Press Release April 3, 2018
For Immediate Release
Three Loudenbeck Bills Signed Into Law
Madison – Today, three bills championed by Rep. Amy Loudenbeck (R-Clinton) were signed into law by Governor Scott Walker. Assembly Bills 659 (AB 659) and 848 (AB 848) were authored by Rep. Loudenbeck and became 2017 Wisconsin Acts 223 and 204, Assembly Bill 118 (AB 118) became 2017 Wisconsin Act 222 is the product of a Legislative Council Study Committee chaired by Rep. Loudenbeck.
Act 222: is a product of the Legislative Study Committee on the Preservation of Burial Sites that Rep. Loudenbeck chaired during the summer of 2016. The Study Committee was tasked with reviewing Wisconsin’s current burial sites preservation law to determine whether it adequately balances the interests of scientists, landowners, developers, and others with an interest in a burial site, including those with a kinship interest and those with a general cultural, tribal, or religious affiliation. The committee recommended the advancement of one bill which contained all proposals for which the study committee reached clear majority consensus.
"On behalf of the Ho-Chunk Nation, I would like to provide a special thanks to Rep. Loudenbeck for her tireless leadership and dedication to preserving the heritage, history, culture and spiritual significance of our ancestry. She never wavered from her commitment to see this through and worked well with so many different interests to get the best outcome possible," said Ho-Chunk Nation President Wilfred Cleveland.
Act 223: was co-authored with Sen. Jerry Petrowski (R-Marathon) and removes the disincentive for municipalities to use a subtraction amendment to remove territory from a TID prior to termination by allowing the same levy limit adjustment to be made for TID territory subtractions as allowed under current law for TID terminations.
“The League thanks Rep. Loudenbeck and Sen. Petrowski for initiating legislation allowing a municipality to make the same levy limit adjustment when subtracting territory from a TIF district as is currently allowed when a TIF district is closed. Act 223 will encourage communities to do TID territory subtractions when appropriate so that local units of government and taxpayers can benefit from the increase in the tax base,” said Curt Witynski, Deputy Executive Director of the Wisconsin League of Municipalities.
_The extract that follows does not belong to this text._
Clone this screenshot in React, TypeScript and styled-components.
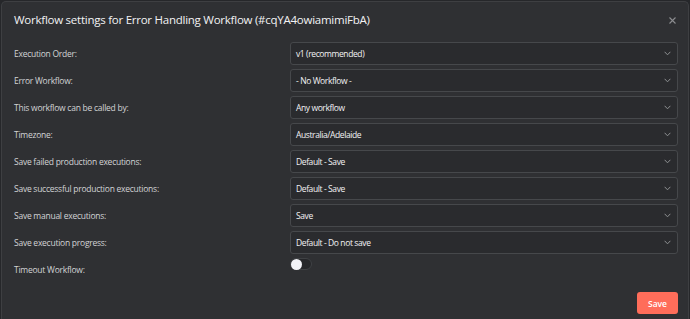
import React from "react";
import styled, { createGlobalStyle } from "styled-components";

const GlobalStyle = createGlobalStyle`
  html, body {
    margin: 0;
    padding: 0;
    background: #26272a;
    overflow: hidden;
  }
  body {
    padding: 1px 1px 0 1px;
    font-family: "Open Sans", "Noto Sans", sans-serif;
  }
  * { box-sizing: border-box; }
`;

const Modal = styled.div`
  height: calc(100vh - 1px);
  background: #2f3033;
  border: 1px solid #3e3f42;
  border-bottom: none;
  border-radius: 5px 5px 0 0;
  display: flex;
  flex-direction: column;
`;

const Header = styled.div`
  display: flex;
  align-items: center;
  justify-content: space-between;
  padding: 10px 12px 14px 12px;
`;

const Title = styled.h1`
  margin: 0;
  font-size: 11.5px;
  line-height: 16px;
  font-weight: 400;
  color: #f2f2f3;
  font-stretch: 90%;
  letter-spacing: -0.25px;
`;

const CloseButton = styled.button`
  border: 0;
  background: none;
  padding: 0;
  width: 10px;
  height: 10px;
  display: flex;
  align-items: center;
  justify-content: center;
  margin-right: -1px;
  color: #8c8d90;
`;

const Form = styled.div`
  display: grid;
  grid-template-columns: 276px 1fr;
  grid-auto-rows: 23px;
  row-gap: 4px;
  padding: 0 10px 0 12px;
`;

const Label = styled.div`
  display: flex;
  align-items: center;
  padding-bottom: 1px;
  font-size: 8.5px;
  color: #d2d3d5;
  font-stretch: 90%;
  letter-spacing: -0.25px;
`;

const Select = styled.div`
  display: flex;
  align-items: center;
  justify-content: space-between;
  height: 23px;
  padding: 0 6px 0 5px;
  background: #2a2b2e;
  border: 1px solid #46484b;
  border-radius: 3px;
  font-size: 8.5px;
  font-weight: 500;
  color: #f2f2f4;
  font-stretch: 90%;
  letter-spacing: -0.4px;
`;

const Chevron = styled.svg`
  width: 7px;
  height: 5px;
  flex: none;
`;

const ToggleCell = styled.div`
  display: flex;
  align-items: flex-start;
`;

const Toggle = styled.div<{ $on?: boolean }>`
  position: relative;
  width: 22px;
  height: 12px;
  border-radius: 6px;
  background: ${(p) => (p.$on ? "#ff6d5a" : "#26272a")};
  border: 1px solid #3f4144;
`;

const Knob = styled.span`
  position: absolute;
  top: -0.5px;
  left: -0.5px;
  width: 11px;
  height: 11px;
  border-radius: 50%;
  background: #f3f3f8;
`;

const Footer = styled.div`
  display: flex;
  justify-content: flex-end;
  padding: 11px 10px 0 12px;
`;

const SaveButton = styled.button`
  width: 41px;
  height: 22px;
  border: 0;
  border-radius: 3px;
  background: #ff6d5a;
  color: #ffffff;
  font-family: "Open Sans", "Noto Sans", sans-serif;
  font-size: 8.5px;
  font-weight: 600;
  font-stretch: 90%;
  padding: 0;
`;

const rows: [string, string][] = [
  ["Execution Order:", "v1 (recommended)"],
  ["Error Workflow:", "- No Workflow -"],
  ["This workflow can be called by:", "Any workflow"],
  ["Timezone:", "Australia/Adelaide"],
  ["Save failed production executions:", "Default - Save"],
  ["Save successful production executions:", "Default - Save"],
  ["Save manual executions:", "Save"],
  ["Save execution progress:", "Default - Do not save"],
];

export default function App() {
  return (
    <>
      <GlobalStyle />
      <Modal>
        <Header>
          <Title>Workflow settings for Error Handling Workflow (#cqYA4owiamimiFbA)</Title>
          <CloseButton aria-label="Close">
            <svg width="7" height="7" viewBox="0 0 7 7">
              <path d="M0.5 0.5L6.5 6.5M6.5 0.5L0.5 6.5" stroke="currentColor" strokeWidth="1.1" />
            </svg>
          </CloseButton>
        </Header>
        <Form>
          {rows.map(([label, value]) => (
            <React.Fragment key={label}>
              <Label>{label}</Label>
              <Select>
                <span>{value}</span>
                <Chevron viewBox="0 0 7 5">
                  <path d="M0.6 0.8L3.5 3.8L6.4 0.8" fill="none" stroke="#8e9093" strokeWidth="1" />
                </Chevron>
              </Select>
            </React.Fragment>
          ))}
          <Label>Timeout Workflow:</Label>
          <ToggleCell>
            <Toggle>
              <Knob />
            </Toggle>
          </ToggleCell>
        </Form>
        <Footer>
          <SaveButton>Save</SaveButton>
        </Footer>
      </Modal>
    </>
  );
}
Act 204: was co-authored with Sen. Alberta Darling (R-River Hills). The bill signing today was attended by four constituents of Rep. Loudenbeck’s who were an active part of the legislative process, including a youth from Beloit who has first-hand experience with the hurdles to access mental health care.
“Concerns regarding the inability of unaccompanied youth to access mental health services were brought to my attention by staff at the School District of Beloit. I worked closely with several members of the Beloit community in drafting legislation that would help to get these teens care they need. I’m incredibly proud of the young lady from Beloit who came to Madison and testified in front of both the Assembly and Senate committees on her experience,” said Rep. Loudenbeck.
Act 204 waives the requirement for informed consent for outpatient mental health treatment of minors in emergency situations or where time and distance requirements preclude obtaining written consent before beginning treatment and a determination is made that potential harm may come to the patient or others before written consent is obtained. Act 204 requires that before this waiver could be used, the provider must have made an effort to obtain written consent from a parent or guardian of a minor patient. Additionally, under the provisions of Act 204 the waiver is limited to a period of 30 days, during which time informed consent shall be obtained in writing or the Mental Health Review Officer (MHRO) process shall be initiated. Act 204 specifically prohibits the health care provider from admitting a minor to an inpatient facility and prohibits the health care provider from prescribing medications to a minor seeking treatment for a mental health condition without the consent or a parent or guardian.
Rep. Loudenbeck has three additional bills that are currently waiting for Governor Walker’s signature.